You may also be interested in separate, which avoids an explicit loop, but only gets you part of the way to where you want to be.
All that said, it's hard to believe that you need these variables at all. The mechanism of time series operators solves many problems, while tools such as rangestat (SSC) fill in many gaps.
A late entry, but you could avoid loops if you wanted by using reshape and merge:
clear *
input float(id year x)
1 1 1.1
1 2 1.2
1 3 1.3
2 1 2.1
2 2 2.2
2 3 2.3
end
tempfile master
save `master'
reshape wide x, i(id) j(year)
tempfile using
save `using'
use `master', clear
merge m:1 id using `using', nogen
This "answer", which I post because it is too long as a comment, contains results from practices following Nick Cox's answer.

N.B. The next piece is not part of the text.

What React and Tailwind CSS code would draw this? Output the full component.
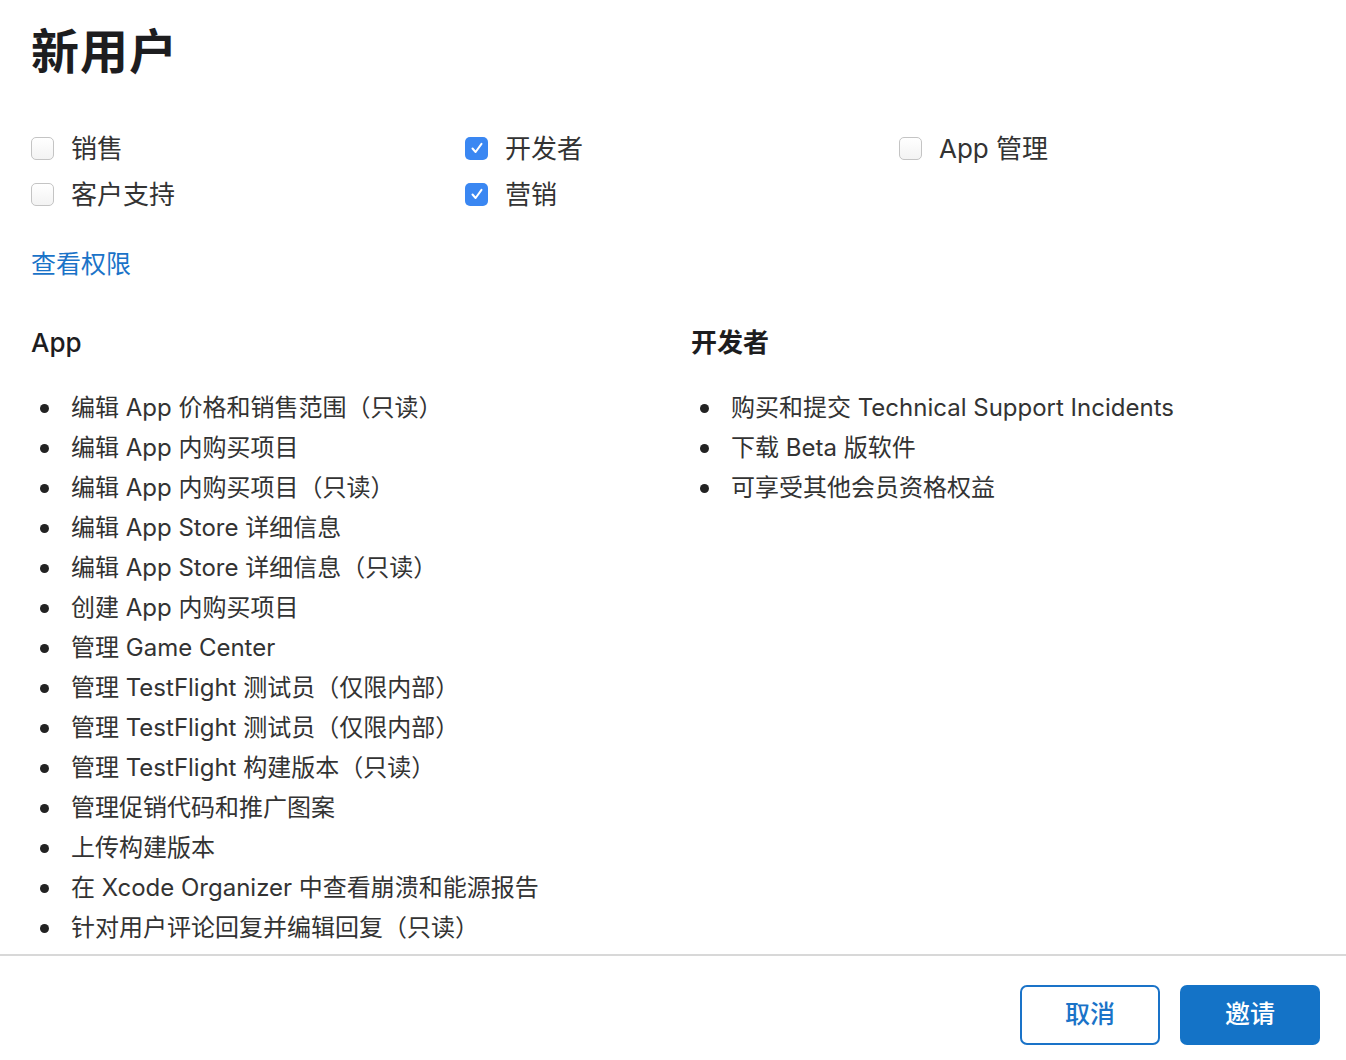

All credits go to him.
Method 1: Use egen and total, missing.
levelsof year, local(yearlevels)
foreach v of varlist x {
foreach year of local yearlevels {
by id: egen `v'_`year' = total(`v' / (year==`year')), missing
}
}
The missing option handles unbalanced panels.
Method 2: Use separate and then copy the values.
foreach v of varlist x {
separate `v', by(year) gen(`v'_)
local newvars = r(varlist)
foreach w of local newvars {
by id: egen f_`w' = total(`w'), missing
}
drop `newvars'
}
This also handles unbalanced panels, but the new variable names are f_x_1, etc. The first method needs the levels of year, while the second needs creating a set of intermediate variables. I personally slightly prefer the first. It would be wonderful if Method 2 can be shortened.